* BEGIN *
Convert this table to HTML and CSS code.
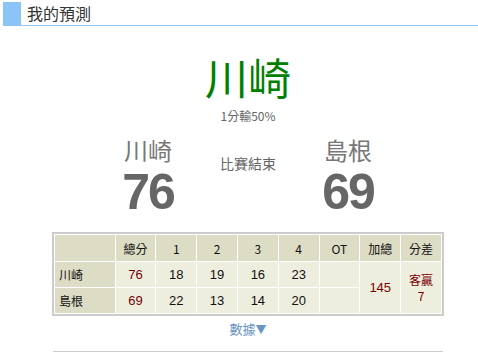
FILE: index.html
```html
<!DOCTYPE html>
<html>
<head>
<meta charset="utf-8">
<link rel="stylesheet" href="styles.css">
</head>
<body>
<div class="head">
  <span class="mark"></span>
  <span class="title">我的預測</span>
</div>
<div class="wrap">
  <div class="pick">川崎</div>
  <div class="odds">1分輸50%</div>
  <div class="score">
    <div class="team">
      <div class="name">川崎</div>
      <div class="pts">76</div>
    </div>
    <div class="status">比賽結束</div>
    <div class="team">
      <div class="name">島根</div>
      <div class="pts">69</div>
    </div>
  </div>
  <table class="box">
    <tr class="hd">
      <th class="first"></th><th>總分</th><th>1</th><th>2</th><th>3</th><th>4</th><th>OT</th><th>加總</th><th>分差</th>
    </tr>
    <tr>
      <th class="first">川崎</th><td class="red">76</td><td>18</td><td>19</td><td>16</td><td>23</td><td></td>
      <td class="red" rowspan="2">145</td><td class="red diff" rowspan="2">客贏<br>7</td>
    </tr>
    <tr>
      <th class="first">島根</th><td class="red">69</td><td>22</td><td>13</td><td>14</td><td>20</td><td></td>
    </tr>
  </table>
  <div class="more">數據<span class="tri">▼</span></div>
  <div class="rule"></div>
</div>
</body>
</html>
```
FILE: styles.css
```css
body {
  margin: 0;
  font-family: "Noto Sans CJK TC", "DejaVu Sans", sans-serif;
  background: #fff;
}
.head {
  display: flex;
  align-items: stretch;
  margin: 2px 0 0 3px;
  height: 23px;
  border-bottom: 1px solid #8cc4f8;
}
.mark {
  width: 18px;
  background: #8cc4f8;
}
.title {
  padding-left: 6px;
  font-size: 16px;
  line-height: 23px;
  color: #333;
}
.wrap {
  width: 392px;
  margin: 0 0 0 52px;
  display: flex;
  flex-direction: column;
  align-items: center;
}
.pick {
  margin-top: 26px;
  font-size: 43px;
  line-height: 48px;
  color: #008000;
}
.odds {
  margin-top: 10px;
  font-size: 12px;
  line-height: 12px;
  color: #666;
}
.score {
  display: flex;
  align-items: flex-start;
  margin-top: 13px;
}
.team {
  width: 120px;
  display: flex;
  flex-direction: column;
  align-items: center;
}
.name {
  font-size: 24px;
  line-height: 30px;
  color: #777;
}
.pts {
  margin-top: 2px;
  font-family: "Liberation Sans", Arial, sans-serif;
  font-weight: bold;
  font-size: 50px;
  line-height: 50px;
  letter-spacing: -2px;
  color: #666;
}
.status {
  width: 80px;
  margin-top: 19px;
  text-align: center;
  font-size: 14px;
  line-height: 18px;
  color: #666;
}
.box {
  margin-top: 15px;
  width: 392px;
  border: 2px solid #ccc;
  border-collapse: separate;
  border-spacing: 1px;
  background: #fff;
}
.box th, .box td {
  height: 25px;
  padding: 0;
  text-align: center;
  font-weight: normal;
  color: #111;
}
.box td {
  background: #eeeedf;
  width: 40px;
  font-family: "Liberation Sans", "Noto Sans CJK TC", sans-serif;
  font-size: 13px;
}
.box th {
  background: #ddddc5;
  font-family: "Noto Sans CJK TC", sans-serif;
  font-size: 12px;
}
.box .hd th {
  height: 26px;
}
.box th.first {
  width: 56px;
  text-align: left;
  padding-left: 4px;
}
.box .red {
  color: #7a0000;
}
.box .diff {
  font-family: "Noto Sans CJK TC", sans-serif;
  font-size: 12px;
  line-height: 16px;
}
.more {
  margin-top: 5px;
  font-size: 13px;
  line-height: 16px;
  color: #6b95c4;
}
.tri {
  font-size: 11px;
}
.rule {
  margin-top: 14px;
  width: 390px;
  height: 1px;
  background: #ccc;
}
```
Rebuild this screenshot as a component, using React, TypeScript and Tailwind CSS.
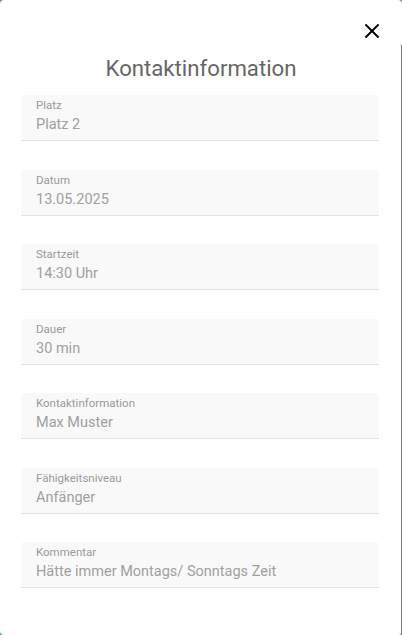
* END *
Locate the word "table" in the records and collect each line it appears in.

--- TASK SOLUTION ---
Convert this table to HTML and CSS code.
  <table class="box">
  </table>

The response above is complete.